→ Set exercise
Restate the full listing word for word and leave the pictures out.

→ Supplied material
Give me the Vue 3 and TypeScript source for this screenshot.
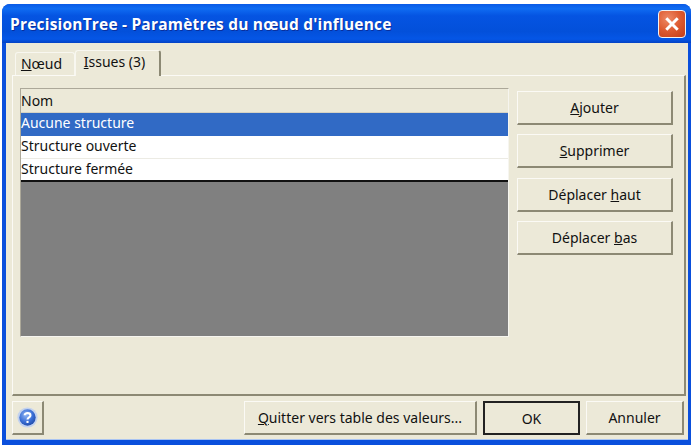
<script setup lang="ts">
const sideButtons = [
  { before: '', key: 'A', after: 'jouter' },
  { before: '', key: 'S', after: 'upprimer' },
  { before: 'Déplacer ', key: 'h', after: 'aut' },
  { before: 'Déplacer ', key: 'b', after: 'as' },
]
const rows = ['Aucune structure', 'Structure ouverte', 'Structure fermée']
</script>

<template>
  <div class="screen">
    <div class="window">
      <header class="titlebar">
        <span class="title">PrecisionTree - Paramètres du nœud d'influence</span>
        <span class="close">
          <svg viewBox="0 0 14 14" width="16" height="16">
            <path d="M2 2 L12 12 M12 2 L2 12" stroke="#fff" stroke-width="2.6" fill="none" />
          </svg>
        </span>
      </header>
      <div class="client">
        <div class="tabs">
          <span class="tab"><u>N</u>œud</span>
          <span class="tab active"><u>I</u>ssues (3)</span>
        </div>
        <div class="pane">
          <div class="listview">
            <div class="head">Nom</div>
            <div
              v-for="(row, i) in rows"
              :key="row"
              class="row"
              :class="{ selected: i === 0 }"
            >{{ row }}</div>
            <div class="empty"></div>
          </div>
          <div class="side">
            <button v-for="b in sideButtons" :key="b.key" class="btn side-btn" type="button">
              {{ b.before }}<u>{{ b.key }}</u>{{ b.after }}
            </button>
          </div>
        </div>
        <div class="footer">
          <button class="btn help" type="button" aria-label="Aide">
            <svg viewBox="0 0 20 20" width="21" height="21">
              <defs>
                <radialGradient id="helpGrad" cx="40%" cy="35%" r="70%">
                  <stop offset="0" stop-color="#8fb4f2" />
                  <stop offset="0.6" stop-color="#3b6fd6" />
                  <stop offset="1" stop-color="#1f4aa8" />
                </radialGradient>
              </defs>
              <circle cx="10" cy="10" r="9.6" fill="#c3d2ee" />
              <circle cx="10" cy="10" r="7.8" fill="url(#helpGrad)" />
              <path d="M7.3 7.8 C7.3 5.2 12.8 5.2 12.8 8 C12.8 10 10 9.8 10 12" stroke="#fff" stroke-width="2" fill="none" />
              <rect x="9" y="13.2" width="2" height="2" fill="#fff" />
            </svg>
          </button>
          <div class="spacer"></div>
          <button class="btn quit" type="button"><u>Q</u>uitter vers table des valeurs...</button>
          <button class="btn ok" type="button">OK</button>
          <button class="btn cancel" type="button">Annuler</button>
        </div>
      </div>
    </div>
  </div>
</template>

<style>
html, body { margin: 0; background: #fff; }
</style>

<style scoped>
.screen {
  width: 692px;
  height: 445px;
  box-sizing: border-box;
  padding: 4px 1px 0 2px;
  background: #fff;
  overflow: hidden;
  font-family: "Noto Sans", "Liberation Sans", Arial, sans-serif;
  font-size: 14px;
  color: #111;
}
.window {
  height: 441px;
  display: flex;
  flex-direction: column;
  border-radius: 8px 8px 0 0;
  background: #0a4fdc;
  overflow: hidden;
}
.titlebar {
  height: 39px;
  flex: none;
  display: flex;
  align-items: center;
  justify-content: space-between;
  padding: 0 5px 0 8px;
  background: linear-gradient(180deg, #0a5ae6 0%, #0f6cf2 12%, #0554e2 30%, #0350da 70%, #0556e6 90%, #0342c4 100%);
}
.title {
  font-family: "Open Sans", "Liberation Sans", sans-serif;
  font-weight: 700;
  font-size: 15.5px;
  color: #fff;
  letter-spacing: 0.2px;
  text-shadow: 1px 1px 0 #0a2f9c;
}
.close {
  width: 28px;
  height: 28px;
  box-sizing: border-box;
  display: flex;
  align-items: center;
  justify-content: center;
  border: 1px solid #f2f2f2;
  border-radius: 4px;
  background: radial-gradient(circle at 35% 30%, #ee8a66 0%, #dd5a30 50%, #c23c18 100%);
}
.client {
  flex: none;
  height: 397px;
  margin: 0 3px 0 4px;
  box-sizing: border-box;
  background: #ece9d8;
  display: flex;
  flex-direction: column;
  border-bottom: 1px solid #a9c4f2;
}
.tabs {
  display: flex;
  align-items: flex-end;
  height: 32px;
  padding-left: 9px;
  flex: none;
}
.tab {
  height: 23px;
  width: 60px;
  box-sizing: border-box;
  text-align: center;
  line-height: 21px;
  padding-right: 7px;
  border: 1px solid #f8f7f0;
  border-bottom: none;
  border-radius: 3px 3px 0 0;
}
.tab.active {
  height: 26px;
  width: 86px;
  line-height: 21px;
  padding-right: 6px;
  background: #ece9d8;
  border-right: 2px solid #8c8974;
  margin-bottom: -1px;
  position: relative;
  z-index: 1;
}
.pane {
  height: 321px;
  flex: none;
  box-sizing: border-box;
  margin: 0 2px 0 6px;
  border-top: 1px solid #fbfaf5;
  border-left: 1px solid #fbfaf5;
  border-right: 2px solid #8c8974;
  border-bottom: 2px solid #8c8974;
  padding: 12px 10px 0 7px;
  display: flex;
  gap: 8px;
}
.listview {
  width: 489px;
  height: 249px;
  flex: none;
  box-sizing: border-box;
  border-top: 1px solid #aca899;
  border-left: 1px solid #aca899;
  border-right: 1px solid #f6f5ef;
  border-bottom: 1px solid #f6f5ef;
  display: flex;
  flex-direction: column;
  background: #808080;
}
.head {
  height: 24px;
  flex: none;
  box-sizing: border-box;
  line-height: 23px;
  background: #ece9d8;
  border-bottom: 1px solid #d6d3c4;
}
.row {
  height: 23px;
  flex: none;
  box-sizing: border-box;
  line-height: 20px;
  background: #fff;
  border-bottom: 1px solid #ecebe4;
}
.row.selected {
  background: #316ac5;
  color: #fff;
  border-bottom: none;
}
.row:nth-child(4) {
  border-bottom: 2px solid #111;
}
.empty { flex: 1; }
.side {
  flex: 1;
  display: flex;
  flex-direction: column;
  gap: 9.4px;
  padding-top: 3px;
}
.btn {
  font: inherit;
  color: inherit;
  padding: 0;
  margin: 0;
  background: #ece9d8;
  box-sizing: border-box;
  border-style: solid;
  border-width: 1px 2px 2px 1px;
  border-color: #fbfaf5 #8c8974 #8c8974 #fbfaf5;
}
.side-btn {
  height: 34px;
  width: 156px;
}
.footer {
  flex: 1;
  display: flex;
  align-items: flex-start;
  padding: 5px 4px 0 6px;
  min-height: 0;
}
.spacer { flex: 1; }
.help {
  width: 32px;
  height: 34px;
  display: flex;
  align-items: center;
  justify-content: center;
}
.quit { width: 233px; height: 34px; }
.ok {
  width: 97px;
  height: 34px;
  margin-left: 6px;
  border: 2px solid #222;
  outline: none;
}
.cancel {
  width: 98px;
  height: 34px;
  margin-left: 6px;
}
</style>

→ Exercise answer
Give me the Vue 3 and TypeScript source for this screenshot.
<script setup lang="ts">
const sideButtons = [
  { before: '', key: 'A', after: 'jouter' },
  { before: '', key: 'S', after: 'upprimer' },
  { before: 'Déplacer ', key: 'h', after: 'aut' },
  { before: 'Déplacer ', key: 'b', after: 'as' },
]
const rows = ['Aucune structure', 'Structure ouverte', 'Structure fermée']
</script>

<template>
  <div class="screen">
    <div class="window">
      <header class="titlebar">
        <span class="title">PrecisionTree - Paramètres du nœud d'influence</span>
        <span class="close">
          <svg viewBox="0 0 14 14" width="16" height="16">
            <path d="M2 2 L12 12 M12 2 L2 12" stroke="#fff" stroke-width="2.6" fill="none" />
          </svg>
        </span>
      </header>
      <div class="client">
        <div class="tabs">
          <span class="tab"><u>N</u>œud</span>
          <span class="tab active"><u>I</u>ssues (3)</span>
        </div>
        <div class="pane">
          <div class="listview">
            <div class="head">Nom</div>
            <div
              v-for="(row, i) in rows"
              :key="row"
              class="row"
              :class="{ selected: i === 0 }"
            >{{ row }}</div>
            <div class="empty"></div>
          </div>
          <div class="side">
            <button v-for="b in sideButtons" :key="b.key" class="btn side-btn" type="button">
              {{ b.before }}<u>{{ b.key }}</u>{{ b.after }}
            </button>
          </div>
        </div>
        <div class="footer">
          <button class="btn help" type="button" aria-label="Aide">
            <svg viewBox="0 0 20 20" width="21" height="21">
              <defs>
                <radialGradient id="helpGrad" cx="40%" cy="35%" r="70%">
                  <stop offset="0" stop-color="#8fb4f2" />
                  <stop offset="0.6" stop-color="#3b6fd6" />
                  <stop offset="1" stop-color="#1f4aa8" />
                </radialGradient>
              </defs>
              <circle cx="10" cy="10" r="9.6" fill="#c3d2ee" />
              <circle cx="10" cy="10" r="7.8" fill="url(#helpGrad)" />
              <path d="M7.3 7.8 C7.3 5.2 12.8 5.2 12.8 8 C12.8 10 10 9.8 10 12" stroke="#fff" stroke-width="2" fill="none" />
              <rect x="9" y="13.2" width="2" height="2" fill="#fff" />
            </svg>
          </button>
          <div class="spacer"></div>
          <button class="btn quit" type="button"><u>Q</u>uitter vers table des valeurs...</button>
          <button class="btn ok" type="button">OK</button>
          <button class="btn cancel" type="button">Annuler</button>
        </div>
      </div>
    </div>
  </div>
</template>

<style>
html, body { margin: 0; background: #fff; }
</style>

<style scoped>
.screen {
  width: 692px;
  height: 445px;
  box-sizing: border-box;
  padding: 4px 1px 0 2px;
  background: #fff;
  overflow: hidden;
  font-family: "Noto Sans", "Liberation Sans", Arial, sans-serif;
  font-size: 14px;
  color: #111;
}
.window {
  height: 441px;
  display: flex;
  flex-direction: column;
  border-radius: 8px 8px 0 0;
  background: #0a4fdc;
  overflow: hidden;
}
.titlebar {
  height: 39px;
  flex: none;
  display: flex;
  align-items: center;
  justify-content: space-between;
  padding: 0 5px 0 8px;
  background: linear-gradient(180deg, #0a5ae6 0%, #0f6cf2 12%, #0554e2 30%, #0350da 70%, #0556e6 90%, #0342c4 100%);
}
.title {
  font-family: "Open Sans", "Liberation Sans", sans-serif;
  font-weight: 700;
  font-size: 15.5px;
  color: #fff;
  letter-spacing: 0.2px;
  text-shadow: 1px 1px 0 #0a2f9c;
}
.close {
  width: 28px;
  height: 28px;
  box-sizing: border-box;
  display: flex;
  align-items: center;
  justify-content: center;
  border: 1px solid #f2f2f2;
  border-radius: 4px;
  background: radial-gradient(circle at 35% 30%, #ee8a66 0%, #dd5a30 50%, #c23c18 100%);
}
.client {
  flex: none;
  height: 397px;
  margin: 0 3px 0 4px;
  box-sizing: border-box;
  background: #ece9d8;
  display: flex;
  flex-direction: column;
  border-bottom: 1px solid #a9c4f2;
}
.tabs {
  display: flex;
  align-items: flex-end;
  height: 32px;
  padding-left: 9px;
  flex: none;
}
.tab {
  height: 23px;
  width: 60px;
  box-sizing: border-box;
  text-align: center;
  line-height: 21px;
  padding-right: 7px;
  border: 1px solid #f8f7f0;
  border-bottom: none;
  border-radius: 3px 3px 0 0;
}
.tab.active {
  height: 26px;
  width: 86px;
  line-height: 21px;
  padding-right: 6px;
  background: #ece9d8;
  border-right: 2px solid #8c8974;
  margin-bottom: -1px;
  position: relative;
  z-index: 1;
}
.pane {
  height: 321px;
  flex: none;
  box-sizing: border-box;
  margin: 0 2px 0 6px;
  border-top: 1px solid #fbfaf5;
  border-left: 1px solid #fbfaf5;
  border-right: 2px solid #8c8974;
  border-bottom: 2px solid #8c8974;
  padding: 12px 10px 0 7px;
  display: flex;
  gap: 8px;
}
.listview {
  width: 489px;
  height: 249px;
  flex: none;
  box-sizing: border-box;
  border-top: 1px solid #aca899;
  border-left: 1px solid #aca899;
  border-right: 1px solid #f6f5ef;
  border-bottom: 1px solid #f6f5ef;
  display: flex;
  flex-direction: column;
  background: #808080;
}
.head {
  height: 24px;
  flex: none;
  box-sizing: border-box;
  line-height: 23px;
  background: #ece9d8;
  border-bottom: 1px solid #d6d3c4;
}
.row {
  height: 23px;
  flex: none;
  box-sizing: border-box;
  line-height: 20px;
  background: #fff;
  border-bottom: 1px solid #ecebe4;
}
.row.selected {
  background: #316ac5;
  color: #fff;
  border-bottom: none;
}
.row:nth-child(4) {
  border-bottom: 2px solid #111;
}
.empty { flex: 1; }
.side {
  flex: 1;
  display: flex;
  flex-direction: column;
  gap: 9.4px;
  padding-top: 3px;
}
.btn {
  font: inherit;
  color: inherit;
  padding: 0;
  margin: 0;
  background: #ece9d8;
  box-sizing: border-box;
  border-style: solid;
  border-width: 1px 2px 2px 1px;
  border-color: #fbfaf5 #8c8974 #8c8974 #fbfaf5;
}
.side-btn {
  height: 34px;
  width: 156px;
}
.footer {
  flex: 1;
  display: flex;
  align-items: flex-start;
  padding: 5px 4px 0 6px;
  min-height: 0;
}
.spacer { flex: 1; }
.help {
  width: 32px;
  height: 34px;
  display: flex;
  align-items: center;
  justify-content: center;
}
.quit { width: 233px; height: 34px; }
.ok {
  width: 97px;
  height: 34px;
  margin-left: 6px;
  border: 2px solid #222;
  outline: none;
}
.cancel {
  width: 98px;
  height: 34px;
  margin-left: 6px;
}
</style>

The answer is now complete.